In scenes that can be read as either joyous or harrowing, Simphiwe Ndzube depicts figures in fancy attire, inspired by the Sartorial Swenkas of South Africa. Swenkas, derived from the word “swank” are street competitions of working class Zulu men that reward those with the most outrageous, creative outfits. The obvious pride in their dress reflects the aspirational nature of the Swenkas, an attitude that Ndzube applies to his subjects. In contrast to these characters, there are allusions to other figures that are more pedestrian. There are literal “stuffed shirts” with khaki pants and neckties affixed to the canvases, more the uniform of a banker than a dandy. These effigies, less fanciful than their painted counterparts, may be just three-dimensional everymen, but they smack more of the status quo. While the wildly dressed figures dance with abandon in derelict cars and boats, the stuffed shirts are lifeless.
In Untitled, Eclipse, we observe two nattily attired figures without heads and arms, dancing like scarecrows caught unawares. One character sports a glove on a stick where his head should be. Their roots support them atop a boat that is propped up on sawhorses and an umbrella bound to the bow offers the only protection from a black sun. They seem headed for a futile journey, with no means to progress. What appears to be a person, (a witness or perhaps a narrator) in the foreground is only a wildly patterned shirt. Littering the landscape are plastic safety stanchions while birds surround them rather ominously. Ndzube paints this curious scenario in circus colors and strong patterns and one wonders if he is implying something apocalyptic or just an absurd revelry?
Untitled (Swing) is the outlier with its somber, more monochromatic palette.
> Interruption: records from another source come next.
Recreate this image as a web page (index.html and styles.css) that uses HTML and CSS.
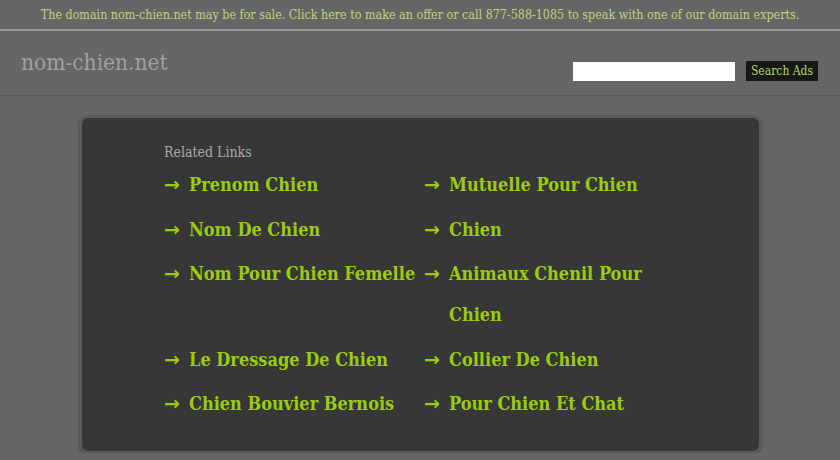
FILE: index.html
```html
<!DOCTYPE html>
<html>
<head>
<meta charset="utf-8">
<link rel="stylesheet" href="styles.css">
</head>
<body>
<div class="topbar">The domain nom-chien.net may be for sale. Click here to make an offer or call 877-588-1085 to speak with one of our domain experts.</div>
<div class="header">
  <div class="title">nom-chien.net</div>
  <form class="search">
    <input class="search-input" type="text">
    <button class="search-btn" type="button">Search Ads</button>
  </form>
</div>
<div class="main">
  <div class="box">
    <div class="related">Related Links</div>
    <div class="links">
      <div class="link"><span class="arrow">→</span><span class="txt">Prenom Chien</span></div>
      <div class="link"><span class="arrow">→</span><span class="txt">Mutuelle Pour Chien</span></div>
      <div class="link"><span class="arrow">→</span><span class="txt">Nom De Chien</span></div>
      <div class="link"><span class="arrow">→</span><span class="txt">Chien</span></div>
      <div class="link"><span class="arrow">→</span><span class="txt">Nom Pour Chien Femelle</span></div>
      <div class="link"><span class="arrow">→</span><span class="txt">Animaux Chenil Pour Chien</span></div>
      <div class="link"><span class="arrow">→</span><span class="txt">Le Dressage De Chien</span></div>
      <div class="link"><span class="arrow">→</span><span class="txt">Collier De Chien</span></div>
      <div class="link"><span class="arrow">→</span><span class="txt">Chien Bouvier Bernois</span></div>
      <div class="link"><span class="arrow">→</span><span class="txt">Pour Chien Et Chat</span></div>
    </div>
  </div>
</div>
</body>
</html>
```
FILE: styles.css
```css
html, body {
  margin: 0;
  padding: 0;
  background: #666666;
  font-family: "DejaVu Serif Condensed", "DejaVu Serif", serif;
}
.topbar {
  height: 29px;
  line-height: 30px;
  text-align: center;
  font-size: 12.4px;
  color: #bcd67c;
  border-bottom: 2px solid #959595;
  white-space: nowrap;
  overflow: hidden;
}
.header {
  height: 64px;
  border-bottom: 1px solid #575757;
  display: flex;
  align-items: flex-start;
  justify-content: space-between;
  padding: 0 22px 0 21px;
}
.title {
  margin-top: 18px;
  font-size: 22.5px;
  color: #a0a0a0;
}
.search {
  display: flex;
  align-items: center;
  margin: 30px 0 0 0;
}
.search-input {
  width: 162px;
  height: 19px;
  border: none;
  padding: 0;
  margin: 0 11px 0 0;
  background: #ffffff;
}
.search-btn {
  height: 20px;
  width: 72px;
  padding: 0;
  border: none;
  background: #161816;
  color: #b4d66e;
  font-family: "DejaVu Serif Condensed", "DejaVu Serif", serif;
  font-size: 12px;
}
.main {
  padding: 20px 79px 0 80px;
}
.box {
  height: 337px;
  background: #373737;
  border: 2px solid #5c5c5c;
  border-radius: 8px;
  box-shadow: 0 1px 3px 1px #4e4e4e;
  padding: 26px 0 0 82px;
  box-sizing: border-box;
}
.related {
  font-size: 14px;
  color: #a8a8a8;
  line-height: 16px;
  margin-bottom: 4px;
}
.links {
  display: grid;
  grid-template-columns: 260px 260px;
  row-gap: 3.5px;
}
.link {
  display: flex;
  align-items: flex-start;
  font-size: 18px;
  font-weight: bold;
  color: #9acb0e;
  line-height: 41px;
}
.arrow {
  width: 25px;
  flex: none;
  font-family: "DejaVu Sans", sans-serif;
  font-size: 19px;
}
.txt {
  flex: 1;
}
```
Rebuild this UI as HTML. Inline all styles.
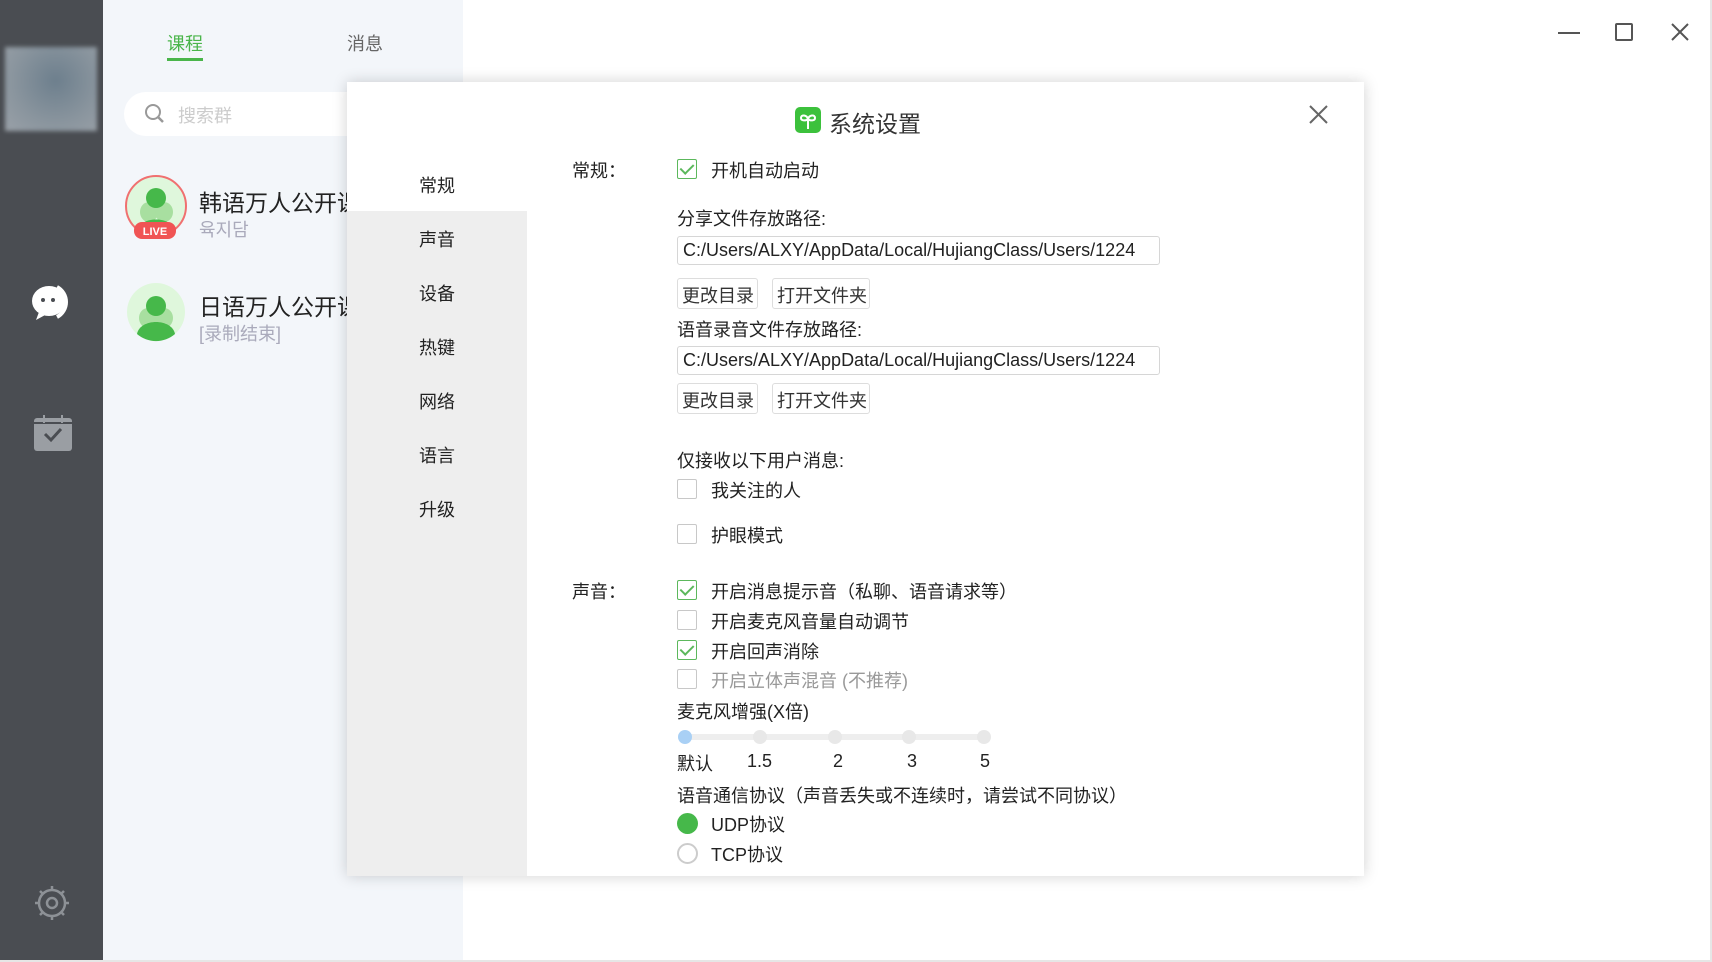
<!DOCTYPE html>
<html><head><meta charset="utf-8"><style>
*{margin:0;padding:0;box-sizing:border-box}
body{width:1712px;height:962px;position:relative;overflow:hidden;background:#fff;font-family:"Liberation Sans","Noto Sans CJK SC",sans-serif;color:#333}
.a{position:absolute;white-space:nowrap}
.side{left:0;top:0;width:103px;height:960px;background:#4a4d52}
.panel{left:103px;top:0;width:360px;height:960px;background:#f3f6fa}
.dlg{left:347px;top:82px;width:1017px;height:794px;background:#fff;box-shadow:0 0 14px rgba(0,0,0,.18)}
.menu{left:347px;top:211px;width:180px;height:665px;background:#eeeeee}
.mi{font-size:18px;color:#222;left:419px}
.t{font-size:18px;color:#222}
.cb{width:20px;height:20px;border:1.5px solid #c8c8c8;border-radius:2px;left:677px;background:#fff}
.cb.on{border-color:#5cb85c}
.cb.on::after{content:"";position:absolute;left:5px;top:1px;width:6px;height:11px;border:solid #5cb85c;border-width:0 2px 2px 0;transform:rotate(45deg)}
.inp{left:677px;width:483px;height:29px;border:1px solid #d6d6d6;border-radius:3px;font-size:18px;padding:3px 0 0 5px;overflow:hidden;color:#222}
.btn{height:31px;border:1px solid #ddd;border-radius:3px;font-size:18px;padding:3px 0 0 4px;color:#333;background:#fff}
</style></head><body>
<div class="a side"></div>
<div class="a" style="left:5px;top:47px;width:92px;height:84px;background:radial-gradient(ellipse at 55% 40%,#6d7f8d,#8a959e 60%,#9aa1a8);filter:blur(2px)"></div>
<svg class="a" style="left:29px;top:282px" width="46" height="40" viewBox="0 0 46 40"><path d="M28 5a17 17 0 0 1 0 30" stroke="#fff" stroke-width="4" fill="none"/><ellipse cx="20" cy="19" rx="17" ry="15" fill="#fff"/><path d="M10 30 L7 38 L18 32Z" fill="#fff"/><circle cx="14" cy="18" r="2" fill="#4a4d52"/><circle cx="24" cy="18" r="2" fill="#4a4d52"/></svg>
<svg class="a" style="left:33px;top:414px" width="40" height="38" viewBox="0 0 40 38"><rect x="1" y="4" width="38" height="33" rx="3" fill="#9a9ea3"/><rect x="1" y="8" width="38" height="2" fill="#4a4d52"/><rect x="10" y="1" width="2" height="8" fill="#9a9ea3"/><rect x="28" y="1" width="2" height="8" fill="#9a9ea3"/><path d="M12 20l6 6 10-11" stroke="#4a4d52" stroke-width="3" fill="none"/></svg>
<svg class="a" style="left:33px;top:884px" width="38" height="38" viewBox="0 0 38 38"><circle cx="19" cy="19" r="13" stroke="#8d9196" stroke-width="2.5" fill="none"/><circle cx="19" cy="19" r="5" stroke="#8d9196" stroke-width="2.5" fill="none"/><g stroke="#8d9196" stroke-width="2.5"><path d="M19 2v5M19 31v5M2 19h5M31 19h5M7 7l3 3M28 28l3 3M7 31l3-3M28 10l3-3"/></g></svg>
<div class="a panel"></div>
<div class="a" style="left:167px;top:30px;font-size:18px;color:#4ab54a">课程</div>
<div class="a" style="left:167px;top:58px;width:36px;height:3px;background:#4ab54a"></div>
<div class="a" style="left:347px;top:30px;font-size:18px;color:#666">消息</div>
<div class="a" style="left:124px;top:92px;width:280px;height:44px;background:#fff;border-radius:22px"></div>
<svg class="a" style="left:144px;top:103px" width="22" height="22" viewBox="0 0 22 22"><circle cx="9" cy="9" r="7" stroke="#999" stroke-width="2" fill="none"/><path d="M14 14l5 5" stroke="#999" stroke-width="2.5"/></svg>
<div class="a" style="left:178px;top:102px;font-size:18px;color:#ccc">搜索群</div>
<svg class="a" style="left:124px;top:174px" width="64" height="68" viewBox="0 0 64 68"><circle cx="32" cy="32" r="30" fill="#dff7dc" stroke="#f07070" stroke-width="2"/><ellipse cx="25" cy="38" rx="9" ry="10" fill="#a8dfa0"/><ellipse cx="40" cy="38" rx="9" ry="10" fill="#a8dfa0"/><circle cx="32" cy="24" r="10" fill="#46b84a"/><path d="M14 56c2-14 34-14 36 0z" fill="#46b84a"/><rect x="10" y="48" width="42" height="17" rx="8" fill="#f05454"/><text x="31" y="61" font-size="11" font-weight="bold" fill="#fff" text-anchor="middle" font-family="Liberation Sans">LIVE</text></svg>
<div class="a" style="left:199px;top:184px;font-size:23px;color:#222">韩语万人公开课</div>
<div class="a" style="left:199px;top:216px;font-size:18px;color:#aab">육지담</div>
<svg class="a" style="left:126px;top:282px" width="60" height="60" viewBox="0 0 60 60"><circle cx="30" cy="30" r="29" fill="#dff7dc"/><ellipse cx="22" cy="36" rx="9" ry="10" fill="#a8dfa0"/><ellipse cx="38" cy="36" rx="9" ry="10" fill="#a8dfa0"/><circle cx="30" cy="24" r="10" fill="#46b84a"/><path d="M11 52c3-16 35-16 38 0a29 29 0 0 1-38 0z" fill="#46b84a"/></svg>
<div class="a" style="left:199px;top:288px;font-size:23px;color:#222">日语万人公开课</div>
<div class="a" style="left:199px;top:320px;font-size:18px;color:#aab">[录制结束]</div>
<div class="a" style="left:1710px;top:0;width:2px;height:962px;background:#e6e6e6"></div>
<div class="a" style="left:0;top:960px;width:1712px;height:2px;background:#e6e6e6"></div>
<div class="a" style="left:1558px;top:32px;width:22px;height:2px;background:#555"></div>
<div class="a" style="left:1615px;top:23px;width:18px;height:18px;border:2px solid #555;border-radius:2px"></div>
<svg class="a" style="left:1670px;top:22px" width="20" height="20"><path d="M2 2l16 16M18 2L2 18" stroke="#555" stroke-width="2"/></svg>
<div class="a dlg"></div>
<div class="a menu"></div>
<div class="a mi" style="top:172px">常规</div>
<div class="a mi" style="top:226px">声音</div>
<div class="a mi" style="top:280px">设备</div>
<div class="a mi" style="top:334px">热键</div>
<div class="a mi" style="top:388px">网络</div>
<div class="a mi" style="top:442px">语言</div>
<div class="a mi" style="top:496px">升级</div>
<svg class="a" style="left:795px;top:107px" width="26" height="26" viewBox="0 0 26 26"><rect width="26" height="26" rx="5" fill="#3cc13c"/><path d="M13 22V12M13 12c-1-4-7-5-7-1 0 3 5 3 7 1M13 12c1-4 7-5 7-1 0 3-5 3-7 1" stroke="#fff" stroke-width="2" fill="none"/></svg>
<div class="a" style="left:829px;top:105px;font-size:23px;color:#333">系统设置</div>
<svg class="a" style="left:1309px;top:105px" width="19" height="19"><path d="M1 1l17 17M18 1L1 18" stroke="#666" stroke-width="2"/></svg>
<div class="a t" style="left:572px;top:157px">常规：</div>
<div class="a cb on" style="top:159px"></div><div class="a t" style="left:711px;top:157px">开机自动启动</div>
<div class="a t" style="left:677px;top:205px">分享文件存放路径:</div>
<div class="a inp" style="top:236px">C:/Users/ALXY/AppData/Local/HujiangClass/Users/1224</div>
<div class="a btn" style="left:677px;top:278px;width:81px">更改目录</div>
<div class="a btn" style="left:772px;top:278px;width:98px">打开文件夹</div>
<div class="a t" style="left:677px;top:316px">语音录音文件存放路径:</div>
<div class="a inp" style="top:346px">C:/Users/ALXY/AppData/Local/HujiangClass/Users/1224</div>
<div class="a btn" style="left:677px;top:383px;width:81px">更改目录</div>
<div class="a btn" style="left:772px;top:383px;width:98px">打开文件夹</div>
<div class="a t" style="left:677px;top:447px">仅接收以下用户消息:</div>
<div class="a cb" style="top:479px"></div><div class="a t" style="left:711px;top:477px">我关注的人</div>
<div class="a cb" style="top:524px"></div><div class="a t" style="left:711px;top:522px">护眼模式</div>
<div class="a t" style="left:572px;top:578px">声音：</div>
<div class="a cb on" style="top:580px"></div><div class="a t" style="left:711px;top:578px">开启消息提示音（私聊、语音请求等）</div>
<div class="a cb" style="top:610px"></div><div class="a t" style="left:711px;top:608px">开启麦克风音量自动调节</div>
<div class="a cb on" style="top:640px"></div><div class="a t" style="left:711px;top:638px">开启回声消除</div>
<div class="a cb" style="top:669px"></div><div class="a t" style="left:711px;top:667px;color:#999">开启立体声混音 (不推荐)</div>
<div class="a t" style="left:677px;top:698px">麦克风增强(X倍)</div>
<div class="a" style="left:685px;top:734px;width:300px;height:6px;background:#eee;border-radius:3px"></div>
<div class="a" style="left:678px;top:730px;width:14px;height:14px;border-radius:50%;background:#a9d0f5"></div>
<div class="a" style="left:753px;top:730px;width:14px;height:14px;border-radius:50%;background:#e8e8e8"></div>
<div class="a" style="left:828px;top:730px;width:14px;height:14px;border-radius:50%;background:#e8e8e8"></div>
<div class="a" style="left:902px;top:730px;width:14px;height:14px;border-radius:50%;background:#e8e8e8"></div>
<div class="a" style="left:977px;top:730px;width:14px;height:14px;border-radius:50%;background:#e8e8e8"></div>
<div class="a t" style="left:677px;top:750px">默认</div>
<div class="a t" style="left:747px;top:751px">1.5</div>
<div class="a t" style="left:833px;top:751px">2</div>
<div class="a t" style="left:907px;top:751px">3</div>
<div class="a t" style="left:980px;top:751px">5</div>
<div class="a t" style="left:677px;top:782px">语音通信协议（声音丢失或不连续时，请尝试不同协议）</div>
<div class="a" style="left:677px;top:813px;width:21px;height:21px;border-radius:50%;background:#46b84a"></div>
<div class="a t" style="left:711px;top:811px">UDP协议</div>
<div class="a" style="left:677px;top:843px;width:21px;height:21px;border-radius:50%;border:2px solid #ccc"></div>
<div class="a t" style="left:711px;top:841px">TCP协议</div>
</body></html>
Here, as in other paintings, a suited character is held aloft and tethered by wires. He is in an interior environment, but weeds have sprouted from the ground, a neglected stage of sorts. Behind him, a makeshift table supports another, smaller character who, bending from his waist, appears to be searching for something with the light bulb that supplants his head. In front of the painting on the gallery floor, Ndzube has placed a traffic cone with a branch jutting out, capped with a stuffed glove. Well-integrated with the painting in scale and subject matter, the traffic cone calls attention to the scene by urging caution. The restrained figure blindly searches and moves forward, but his chances for freedom seem remote.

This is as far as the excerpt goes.